Studies on the cyclic AMP-phosphodiesterases and other aspects of the aggregation of Dictyostelium discoideum

• Main Author: McDonald, Charles John
• Published: University of Leicester 1983
• Subjects: 572; Biochemistry
• Online Access: http://ethos.bl.uk/OrderDetails.do?uin=uk.bl.ethos.348765

Membrane bound cyclic AMP phosphodiesterase (mPDE) is prematurely induced by cyclic nucleotides during early development of D.discoideum. Factors affecting this induction were studied, including transcriptional inhibitors and an inhibitor of cyclic AMP dependant protein kinases (indomethacin). Amoebae secrete a form of PDE (SPDE) which was chosen as a molecular marker for the induction due to its ease of purification. In preparations free of the protein inhibitor (PDE-I) multiple forms (A, B and C) of sPDE were studied. sPDE-A was purified to homogeneity by column chromatography and consists of one subunit, P50. Antibody, raised against pure sPDE-A, immunoprecipitated all three forms of sPDE. sPDE-B was correlated with equimolar amounts of p50 and p52 and is a dimer. sPDE-C was correlated with P52 and p50 in an approximate 2/l ratio and is thus probably a trimer.
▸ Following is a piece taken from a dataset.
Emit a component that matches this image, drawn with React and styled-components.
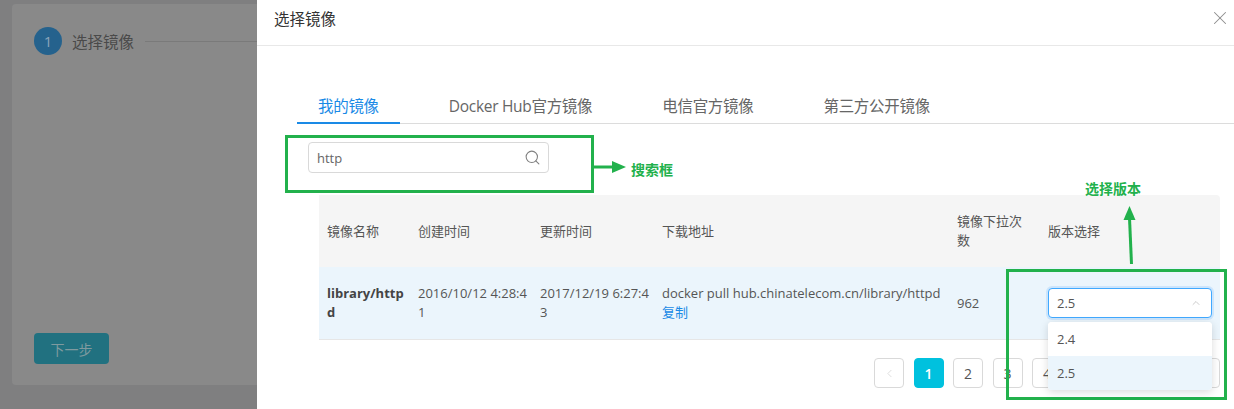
import styled, { createGlobalStyle } from "styled-components";
import { Search, X, ChevronUp, ChevronLeft, ChevronRight } from "lucide-react";

const GlobalStyle = createGlobalStyle`
  html, body {
    margin: 0;
    padding: 0;
    width: 1234px;
    height: 409px;
    overflow: hidden;
    font-family: "Open Sans", "Noto Sans CJK SC", sans-serif;
  }
  * { box-sizing: border-box; }
`;

const GREEN = "#22b14c";

const columns = [
  { key: "name", title: "镜像名称" },
  { key: "created", title: "创建时间" },
  { key: "updated", title: "更新时间" },
  { key: "url", title: "下载地址" },
  { key: "pulls", title: ["镜像下拉次", "数"] },
  { key: "version", title: "版本选择" },
];

const pages = [1, 2, 3, 4, 5, 6, 7];

export default function App() {
  return (
    <Page>
      <GlobalStyle />
      <Backdrop>
        <StepCard>
          <Step>
            <StepDot>1</StepDot>
            <StepLabel>选择镜像</StepLabel>
            <StepLine />
          </Step>
          <NextButton>下一步</NextButton>
        </StepCard>
      </Backdrop>

      <Drawer>
        <Header>
          <Title>选择镜像</Title>
          <Close>
            <X size={22} strokeWidth={1.1} />
          </Close>
        </Header>

        <Tabs>
          <Tab $active>我的镜像</Tab>
          <Tab>Docker Hub官方镜像</Tab>
          <Tab>电信官方镜像</Tab>
          <Tab>第三方公开镜像</Tab>
        </Tabs>

        <Content>
          <SearchBox>
            <span>http</span>
            <Search size={17} strokeWidth={1.5} color="#808080" />
          </SearchBox>

          <Table>
            <HeadRow>
              {columns.map((c) => (
                <Cell key={c.key}>
                  {Array.isArray(c.title)
                    ? c.title.map((l) => <div key={l}>{l}</div>)
                    : c.title}
                </Cell>
              ))}
            </HeadRow>
            <BodyRow>
              <Cell $bold>
                <div>library/http</div>
                <div>d</div>
              </Cell>
              <Cell>
                <div>2016/10/12 4:28:4</div>
                <div>1</div>
              </Cell>
              <Cell>
                <div>2017/12/19 6:27:4</div>
                <div>3</div>
              </Cell>
              <Cell>
                <div>docker pull hub.chinatelecom.cn/library/httpd</div>
                <Link>复制</Link>
              </Cell>
              <Cell>962</Cell>
              <Cell>
                <SelectWrap>
                  <Select>
                    <span>2.5</span>
                    <ChevronUp size={12} strokeWidth={1.3} color="#b0b0b0" />
                  </Select>
                  <Menu>
                    <Option>2.4</Option>
                    <Option $selected>2.5</Option>
                  </Menu>
                </SelectWrap>
              </Cell>
            </BodyRow>
          </Table>

          <Pager>
            <PageBtn $muted>
              <ChevronLeft size={13} strokeWidth={1.2} />
            </PageBtn>
            {pages.map((p) => (
              <PageBtn key={p} $active={p === 1}>
                {p}
              </PageBtn>
            ))}
            <PageBtn>
              <ChevronRight size={13} strokeWidth={1.2} />
            </PageBtn>
          </Pager>
        </Content>
      </Drawer>

      <Annotations width="1234" height="409" viewBox="0 0 1234 409">
        <rect x="286.5" y="136.5" width="306" height="55" fill="none" stroke={GREEN} strokeWidth="3" />
        <line x1="594" y1="167" x2="614" y2="167" stroke={GREEN} strokeWidth="3" />
        <polygon points="612,161 626,167 612,173" fill={GREEN} />
        <rect x="1007.5" y="270.5" width="218" height="128" fill="none" stroke={GREEN} strokeWidth="3" />
        <line x1="1131.5" y1="264" x2="1129.5" y2="218" stroke={GREEN} strokeWidth="3" />
        <polygon points="1123.5,220 1129.5,206 1135.5,220" fill={GREEN} />
      </Annotations>
      <Note $x={631} $y={160}>搜索框</Note>
      <Note $x={1085} $y={179}>选择版本</Note>
    </Page>
  );
}

const Page = styled.div`
  position: relative;
  display: flex;
  width: 1234px;
  height: 409px;
`;

const Backdrop = styled.div`
  width: 257px;
  flex-shrink: 0;
  background: #7f7f80;
  padding: 4px 0 24px 12px;
  display: flex;
`;

const StepCard = styled.div`
  flex: 1;
  background: #898989;
  border-radius: 4px 0 0 4px;
  padding: 23px 0 21px 22px;
  display: flex;
  flex-direction: column;
`;

const Step = styled.div`
  display: flex;
  align-items: center;
`;

const StepDot = styled.div`
  width: 28px;
  height: 28px;
  border-radius: 50%;
  background: #25628d;
  color: #8aa4b8;
  font-size: 15px;
  display: flex;
  align-items: center;
  justify-content: center;
`;

const StepLabel = styled.div`
  margin-left: 10px;
  font-size: 15.5px;
  color: #4a4a4a;
`;

const StepLine = styled.div`
  flex: 1;
  height: 1px;
  margin-left: 11px;
  background: #7a7a7a;
`;

const NextButton = styled.div`
  margin-top: auto;
  width: 75px;
  height: 31px;
  border-radius: 4px;
  background: #217180;
  color: #7f9a9f;
  font-size: 14px;
  display: flex;
  align-items: center;
  justify-content: center;
`;

const Drawer = styled.div`
  flex: 1;
  background: #fff;
  display: flex;
  flex-direction: column;
`;

const Header = styled.div`
  height: 46px;
  border-bottom: 1px solid #e8e8e8;
  padding: 9px 3px 0 17px;
  display: flex;
  justify-content: space-between;
  align-items: flex-start;
`;

const Title = styled.div`
  font-size: 15.5px;
  line-height: 20px;
  color: #333;
`;

const Close = styled.div`
  color: #8c8c8c;
  display: flex;
  margin-top: -2px;
`;

const Tabs = styled.div`
  margin: 44px 0 0 40px;
  display: flex;
  border-bottom: 1px solid #dcdcdc;
`;

const Tab = styled.div`
  padding: 0 21px;
  margin-right: 28px;
  height: 34px;
  line-height: 32px;
  font-size: 15.5px;
  letter-spacing: -0.3px;
  color: ${(p) => (p.$active ? "#1a8ae6" : "#666")};
  border-bottom: 2px solid ${(p) => (p.$active ? "#1a8ae6" : "transparent")};
  margin-bottom: -1px;
`;

const Content = styled.div`
  padding: 0 14px 0 40px;
  display: flex;
  flex-direction: column;
`;

const SearchBox = styled.div`
  margin: 18px 0 0 11px;
  width: 241px;
  height: 31px;
  border: 1px solid #d9d9d9;
  border-radius: 4px;
  padding: 0 7px 0 8px;
  display: flex;
  align-items: center;
  justify-content: space-between;
  font-size: 13px;
  color: #666;
`;

const Table = styled.div`
  margin: 22px 0 0 22px;
  font-size: 13px;
  color: #555;
`;

const HeadRow = styled.div`
  display: grid;
  grid-template-columns: 91px 122px 122px 295px 91px 1fr;
  align-items: center;
  height: 72px;
  background: #f5f5f5;
  border-radius: 0 4px 0 0;
`;

const BodyRow = styled(HeadRow)`
  height: 73px;
  background: #ebf5fc;
  border-radius: 0;
  border-bottom: 1px solid #e6e6e6;
`;

const Cell = styled.div`
  padding: 0 8px;
  line-height: 19px;
  white-space: nowrap;
  font-weight: ${(p) => (p.$bold ? 700 : 400)};
  color: ${(p) => (p.$bold ? "#444" : "inherit")};
`;

const Link = styled.div`
  color: #1a8ae6;
`;

const SelectWrap = styled.div`
  position: relative;
`;

const Select = styled.div`
  height: 30px;
  border: 1px solid #40a9ff;
  border-radius: 4px;
  box-shadow: 0 0 0 2px rgba(24, 144, 255, 0.15);
  background: #fff;
  padding: 0 9px 0 8px;
  display: flex;
  align-items: center;
  justify-content: space-between;
  font-size: 13px;
  color: #555;
`;

const Menu = styled.div`
  position: absolute;
  top: 34px;
  left: 0;
  right: 0;
  background: #fff;
  border-radius: 4px;
  box-shadow: 0 2px 8px rgba(0, 0, 0, 0.15);
  overflow: hidden;
  z-index: 2;
`;

const Option = styled.div`
  height: 34px;
  line-height: 34px;
  padding-left: 9px;
  font-size: 13px;
  color: #555;
  background: ${(p) => (p.$selected ? "#ebf5fc" : "#fff")};
`;

const Pager = styled.div`
  margin-top: 18px;
  display: flex;
  justify-content: flex-end;
  gap: 9.5px;
`;

const PageBtn = styled.div`
  width: 30px;
  height: 30px;
  border-radius: 4px;
  border: 1px solid ${(p) => (p.$active ? "#00c1de" : "#d9d9d9")};
  background: ${(p) => (p.$active ? "#00c1de" : "#fff")};
  color: ${(p) => (p.$active ? "#fff" : p.$muted ? "#ccc" : "#555")};
  font-size: 14px;
  font-weight: ${(p) => (p.$active ? 600 : 400)};
  display: flex;
  align-items: center;
  justify-content: center;
`;

const Annotations = styled.svg`
  position: absolute;
  left: 0;
  top: 0;
  pointer-events: none;
`;

const Note = styled.div`
  position: absolute;
  left: ${(p) => p.$x}px;
  top: ${(p) => p.$y}px;
  font-size: 14px;
  font-weight: 700;
  line-height: 20px;
  color: ${GREEN};
`;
The formula [(P50)x + (P52)y] z, may describe the subunit arrangements of all observed forms of sPDE. P50 and P52 were both immunoprecipitated by the antibody and peptide mapping revealed that P50 and P52 are very similar but P52 contained 24% more carbohydrate than P50. The inhibitor of protein glycosylation tunicamycin (TM), blocked the appearance of sPDE, mPDE; and P50 and P52. TM reversibly blocked development but small aggregates did form at the same time as normal aggregation. TM prevented the appearance of Contact sites A as well as PDE but cell surface cyclic AMP binding sites developed normally, a finding compatible with the observed small-scale aggregation event. Addition of exogenous PDE to TM inhibited amoebae restored the ability to chemotact normally towards cyclic AMP; thus the primary block in aggregation caused by TM is to prevent the appearance of PDE.